Siemens Supports Small Vendors Online: How It Boosts Local Suppliers

Company A has the audience and Company B has the product. By collaborating, they sell more product and reach a broader market than either could alone.

That dynamic is especially clear when large organizations partner with one another: established teams understand the processes, the required online and offline collateral, and the urgency of bringing a message to market in a consistent voice that attracts the right buyers.

But what happens when a large company’s partners are not other large enterprises, but rather a long tail of midsize and small “mom-and-pop” businesses? Collectively, these smaller partners can represent as much value as a few big partners, but they introduce different logistical challenges.

Will the resources needed to support thousands of smaller partners multiply? How many languages must content be produced in to succeed globally?
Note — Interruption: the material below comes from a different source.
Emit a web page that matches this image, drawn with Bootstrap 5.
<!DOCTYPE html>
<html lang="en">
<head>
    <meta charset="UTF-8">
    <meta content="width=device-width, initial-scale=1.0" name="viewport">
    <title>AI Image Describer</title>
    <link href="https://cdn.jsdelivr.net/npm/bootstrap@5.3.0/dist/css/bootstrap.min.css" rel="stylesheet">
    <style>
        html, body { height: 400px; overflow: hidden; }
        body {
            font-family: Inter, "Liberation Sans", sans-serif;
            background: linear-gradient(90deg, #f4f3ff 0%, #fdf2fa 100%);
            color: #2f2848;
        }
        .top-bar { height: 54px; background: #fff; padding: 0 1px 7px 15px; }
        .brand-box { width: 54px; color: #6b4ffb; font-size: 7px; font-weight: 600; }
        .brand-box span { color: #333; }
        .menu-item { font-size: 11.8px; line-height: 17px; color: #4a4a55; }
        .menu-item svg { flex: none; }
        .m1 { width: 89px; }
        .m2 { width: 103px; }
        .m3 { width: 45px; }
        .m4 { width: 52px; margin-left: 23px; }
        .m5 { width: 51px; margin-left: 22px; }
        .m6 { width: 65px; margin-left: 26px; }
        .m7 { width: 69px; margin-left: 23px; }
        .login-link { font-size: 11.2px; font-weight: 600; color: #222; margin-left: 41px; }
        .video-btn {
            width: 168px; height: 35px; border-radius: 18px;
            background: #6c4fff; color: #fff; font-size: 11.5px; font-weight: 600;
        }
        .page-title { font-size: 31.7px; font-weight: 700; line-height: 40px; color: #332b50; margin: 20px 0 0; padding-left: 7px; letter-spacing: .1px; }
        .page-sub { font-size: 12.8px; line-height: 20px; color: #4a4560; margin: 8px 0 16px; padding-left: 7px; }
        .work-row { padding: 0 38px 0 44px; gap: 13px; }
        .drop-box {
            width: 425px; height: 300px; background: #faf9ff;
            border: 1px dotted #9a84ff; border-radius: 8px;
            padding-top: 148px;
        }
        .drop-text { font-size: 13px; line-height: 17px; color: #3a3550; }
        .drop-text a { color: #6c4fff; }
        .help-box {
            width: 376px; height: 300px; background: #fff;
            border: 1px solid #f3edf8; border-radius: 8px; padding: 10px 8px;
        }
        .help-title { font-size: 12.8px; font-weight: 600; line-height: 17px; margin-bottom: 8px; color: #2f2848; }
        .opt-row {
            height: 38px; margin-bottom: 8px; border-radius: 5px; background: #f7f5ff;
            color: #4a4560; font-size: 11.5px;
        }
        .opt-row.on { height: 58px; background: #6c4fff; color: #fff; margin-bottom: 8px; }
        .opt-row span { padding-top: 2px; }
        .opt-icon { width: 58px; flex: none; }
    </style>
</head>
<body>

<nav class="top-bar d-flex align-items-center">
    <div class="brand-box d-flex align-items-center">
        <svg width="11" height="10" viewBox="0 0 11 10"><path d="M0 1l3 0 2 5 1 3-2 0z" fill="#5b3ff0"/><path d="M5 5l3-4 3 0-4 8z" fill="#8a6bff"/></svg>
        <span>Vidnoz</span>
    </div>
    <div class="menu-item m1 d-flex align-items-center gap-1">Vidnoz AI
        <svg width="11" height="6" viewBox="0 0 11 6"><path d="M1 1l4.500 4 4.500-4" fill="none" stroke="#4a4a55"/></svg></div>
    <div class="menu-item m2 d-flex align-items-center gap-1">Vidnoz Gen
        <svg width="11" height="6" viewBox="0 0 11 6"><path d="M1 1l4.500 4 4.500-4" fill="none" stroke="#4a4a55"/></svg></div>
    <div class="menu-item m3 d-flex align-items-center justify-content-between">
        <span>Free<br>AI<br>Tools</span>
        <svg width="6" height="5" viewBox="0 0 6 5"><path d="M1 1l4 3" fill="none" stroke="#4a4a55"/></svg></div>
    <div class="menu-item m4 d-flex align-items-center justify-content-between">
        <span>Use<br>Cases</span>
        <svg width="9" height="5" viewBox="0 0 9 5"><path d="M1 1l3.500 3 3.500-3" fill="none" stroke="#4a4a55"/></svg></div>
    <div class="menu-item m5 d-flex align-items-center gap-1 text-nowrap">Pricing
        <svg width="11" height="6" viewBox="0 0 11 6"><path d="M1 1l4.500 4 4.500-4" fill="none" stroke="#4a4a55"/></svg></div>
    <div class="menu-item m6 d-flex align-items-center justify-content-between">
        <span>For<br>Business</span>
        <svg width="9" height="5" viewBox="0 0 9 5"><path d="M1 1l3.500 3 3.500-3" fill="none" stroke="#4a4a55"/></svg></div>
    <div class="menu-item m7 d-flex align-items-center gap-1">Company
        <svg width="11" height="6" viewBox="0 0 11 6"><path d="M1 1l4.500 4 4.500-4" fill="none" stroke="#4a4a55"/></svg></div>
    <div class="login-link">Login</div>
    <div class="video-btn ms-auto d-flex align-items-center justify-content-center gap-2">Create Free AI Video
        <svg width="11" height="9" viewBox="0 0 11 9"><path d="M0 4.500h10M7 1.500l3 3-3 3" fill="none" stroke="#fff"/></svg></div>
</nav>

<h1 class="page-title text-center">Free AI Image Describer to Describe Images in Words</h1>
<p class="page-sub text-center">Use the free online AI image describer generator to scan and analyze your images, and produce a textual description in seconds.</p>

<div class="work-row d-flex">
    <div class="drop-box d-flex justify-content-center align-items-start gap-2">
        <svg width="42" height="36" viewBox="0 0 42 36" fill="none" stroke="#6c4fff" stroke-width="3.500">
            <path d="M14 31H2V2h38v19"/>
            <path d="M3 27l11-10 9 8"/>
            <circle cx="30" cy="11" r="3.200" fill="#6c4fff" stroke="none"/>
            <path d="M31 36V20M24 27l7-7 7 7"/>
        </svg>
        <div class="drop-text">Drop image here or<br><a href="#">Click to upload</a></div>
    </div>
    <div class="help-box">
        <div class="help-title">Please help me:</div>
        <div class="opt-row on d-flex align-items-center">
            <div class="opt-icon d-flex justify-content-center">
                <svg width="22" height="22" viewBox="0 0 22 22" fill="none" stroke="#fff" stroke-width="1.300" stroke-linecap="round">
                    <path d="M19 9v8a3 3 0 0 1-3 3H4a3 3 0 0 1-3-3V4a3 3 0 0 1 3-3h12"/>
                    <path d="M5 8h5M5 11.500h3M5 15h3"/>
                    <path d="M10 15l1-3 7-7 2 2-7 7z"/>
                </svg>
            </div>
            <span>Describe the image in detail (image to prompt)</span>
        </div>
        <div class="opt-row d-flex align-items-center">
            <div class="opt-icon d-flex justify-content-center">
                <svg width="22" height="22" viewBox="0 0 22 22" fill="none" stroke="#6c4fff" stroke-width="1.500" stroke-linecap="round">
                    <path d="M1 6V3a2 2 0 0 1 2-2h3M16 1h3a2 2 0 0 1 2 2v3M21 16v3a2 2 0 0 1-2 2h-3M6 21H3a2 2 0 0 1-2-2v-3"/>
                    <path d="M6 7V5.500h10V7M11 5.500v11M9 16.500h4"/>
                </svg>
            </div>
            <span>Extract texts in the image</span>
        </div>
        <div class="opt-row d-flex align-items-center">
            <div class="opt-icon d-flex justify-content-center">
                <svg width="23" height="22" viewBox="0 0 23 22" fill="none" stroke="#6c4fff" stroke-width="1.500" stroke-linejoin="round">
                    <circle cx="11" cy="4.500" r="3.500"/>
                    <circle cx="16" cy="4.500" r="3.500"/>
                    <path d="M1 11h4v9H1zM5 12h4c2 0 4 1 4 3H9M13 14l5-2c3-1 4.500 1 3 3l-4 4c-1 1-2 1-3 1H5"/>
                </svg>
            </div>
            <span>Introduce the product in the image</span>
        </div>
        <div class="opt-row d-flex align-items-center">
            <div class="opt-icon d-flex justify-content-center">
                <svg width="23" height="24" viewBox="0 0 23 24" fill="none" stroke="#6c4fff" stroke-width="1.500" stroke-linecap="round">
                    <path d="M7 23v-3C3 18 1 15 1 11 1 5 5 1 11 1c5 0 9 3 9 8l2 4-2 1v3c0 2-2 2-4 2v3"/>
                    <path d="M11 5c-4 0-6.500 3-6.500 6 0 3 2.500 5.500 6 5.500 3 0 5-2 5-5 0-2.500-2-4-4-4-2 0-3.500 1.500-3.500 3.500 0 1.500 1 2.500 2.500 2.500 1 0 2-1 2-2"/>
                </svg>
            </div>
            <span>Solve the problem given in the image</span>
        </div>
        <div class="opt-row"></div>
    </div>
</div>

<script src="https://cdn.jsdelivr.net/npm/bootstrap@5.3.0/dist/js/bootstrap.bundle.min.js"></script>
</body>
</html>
How can a company ensure these smaller partners publish content on schedule and apply updates promptly? Do these partners have webmasters or the capacity to make timely changes?
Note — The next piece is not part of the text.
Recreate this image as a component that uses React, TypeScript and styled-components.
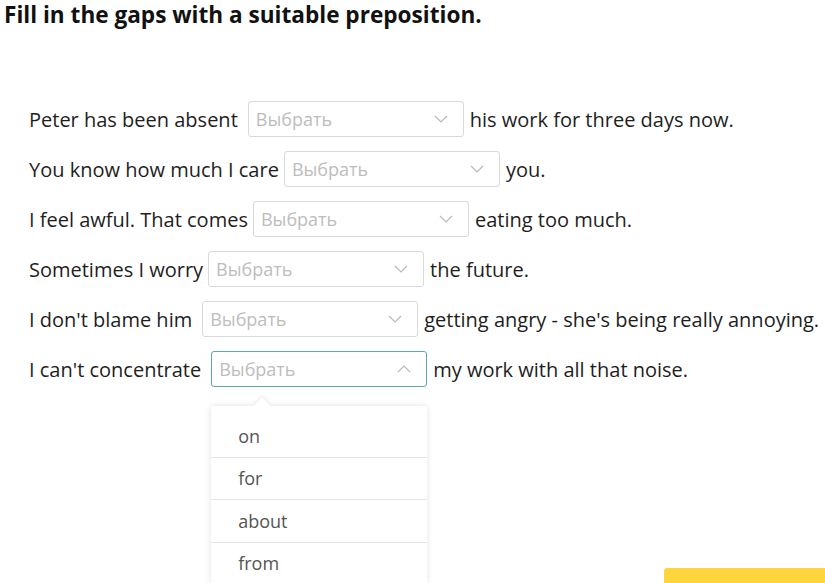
import React from "react";
import styled, { createGlobalStyle } from "styled-components";

const rows = [
  { before: "Peter has been absent", after: "his work for three days now.", gap: 10 },
  { before: "You know how much I care", after: "you.", gap: 5 },
  { before: "I feel awful. That comes", after: "eating too much.", gap: 5 },
  { before: "Sometimes I worry", after: "the future.", gap: 5 },
  { before: "I don't blame him", after: "getting angry - she's being really annoying.", gap: 10 },
  { before: "I can't concentrate", after: "my work with all that noise.", gap: 10, open: true },
];

const options = ["on", "for", "about", "from"];

export default function App() {
  return (
    <Page>
      <GlobalStyle />
      <Title>Fill in the gaps with a suitable preposition.</Title>
      <List>
        {rows.map((r, i) => (
          <Row key={i}>
            <Text>{r.before}</Text>
            <SelectWrap $gap={r.gap}>
              <SelectBox $open={!!r.open}>
                <Placeholder>Выбрать</Placeholder>
                <Chevron up={!!r.open} />
              </SelectBox>
              {r.open && (
                <Menu>
                  {options.map((o) => (
                    <MenuItem key={o}>{o}</MenuItem>
                  ))}
                </Menu>
              )}
            </SelectWrap>
            <Text>{r.after}</Text>
          </Row>
        ))}
      </List>
      <NextButton />
    </Page>
  );
}

function Chevron({ up }: { up: boolean }) {
  return (
    <ChevronSvg width="14" height="8" viewBox="0 0 14 8">
      <path
        d={up ? "M1 7 L7 1 L13 7" : "M1 1 L7 7 L13 1"}
        fill="none"
        stroke="#b9b9b9"
        strokeWidth="1.2"
      />
    </ChevronSvg>
  );
}

const GlobalStyle = createGlobalStyle`
  body {
    margin: 0;
    background: #fff;
    font-family: "Open Sans", "Noto Sans", sans-serif;
    overflow: hidden;
  }
`;

const Page = styled.div`
  width: 825px;
  height: 583px;
  overflow: hidden;
`;

const Title = styled.h1`
  margin: 0;
  padding: 0 4px;
  font-size: 22.6px;
  line-height: 30px;
  font-weight: 700;
  color: #111;
`;

const List = styled.div`
  display: flex;
  flex-direction: column;
  padding: 64px 0 0 29px;
`;

const Row = styled.div`
  display: flex;
  align-items: center;
  height: 50px;
`;

const Text = styled.span`
  font-size: 20px;
  color: #1e1e1e;
  white-space: nowrap;
`;

const SelectWrap = styled.div<{ $gap: number }>`
  position: relative;
  margin: 0 6px 0 ${(p) => p.$gap}px;
`;

const SelectBox = styled.div<{ $open: boolean }>`
  box-sizing: border-box;
  width: 216px;
  height: 36px;
  display: flex;
  align-items: center;
  justify-content: space-between;
  padding: 0 15px 0 7px;
  border: 1px solid ${(p) => (p.$open ? "#5aa9ae" : "#d9d9d9")};
  border-radius: 3px;
  background: #fff;
`;

const Placeholder = styled.span`
  font-size: 18px;
  color: #bdbdbd;
`;

const ChevronSvg = styled.svg`
  display: block;
`;

const Menu = styled.div`
  position: absolute;
  top: 55px;
  left: 0;
  width: 216px;
  padding-top: 9px;
  background: #fff;
  border-radius: 3px;
  box-shadow: 0 0 6px rgba(0, 0, 0, 0.12);
  z-index: 2;

  &::before {
    content: "";
    position: absolute;
    top: -6px;
    left: 45px;
    width: 12px;
    height: 12px;
    background: #fff;
    transform: rotate(45deg);
    box-shadow: -2px -2px 4px rgba(0, 0, 0, 0.06);
  }
`;

const MenuItem = styled.div`
  position: relative;
  height: 42.5px;
  display: flex;
  align-items: center;
  padding-left: 27px;
  font-size: 18px;
  color: #555;
  background: #fff;
  border-bottom: 1px solid #e6e6e6;
  box-sizing: border-box;
`;

const NextButton = styled.div`
  position: fixed;
  left: 664px;
  top: 568px;
  width: 200px;
  height: 50px;
  background: #ffd53d;
  border-radius: 3px;
`;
These were the exact challenges Siemens Enterprise Communications faced. With more than 2,000 active partners worldwide, the Director of Marketing needed a dependable way to distribute Siemens’s core messaging—new product announcements, promotions, and other sales collateral—to partners who were often understaffed and sometimes sold competing products. Partners frequently misused brand materials, producing mock-up graphics with missing elements. Technical materials were copied onto partner websites but quickly became outdated and offered little added value.

Ensuring consistent messaging through a partner sales channel is a common struggle, particularly when partners lack bandwidth. Siemens found it lacked control over which content partners used, how frequently it appeared, and whether the messaging remained on brand. Many partners—despite being key vendors—featured no Siemens content on their sites. Siemens needed a single source of truth that could be distributed easily to all partners in flexible formats that met both internal and partner requirements.

Siemens implemented a content syndication platform paired with a partner-centric subscription program that made it simple for partners to enroll and receive only the Siemens content they requested. Alongside this, an email marketing tool enabled Siemens to push dynamically co-branded campaigns through partners for distribution to their customers and contacts. Together, these tools provided the structure Siemens required to organize and unify its messaging across the channel.

For smaller partners within the Siemens global program, content syndication effectively served as an outsourced marketing function. Since launching the solution, the Siemens Digital Channel partner program has expanded to 33 countries and supports content in 11 languages. The company now reliably delivers product information and promotions across multiple channels and languages, ensuring consistent messaging while maximizing the efficiency of its marketing budget.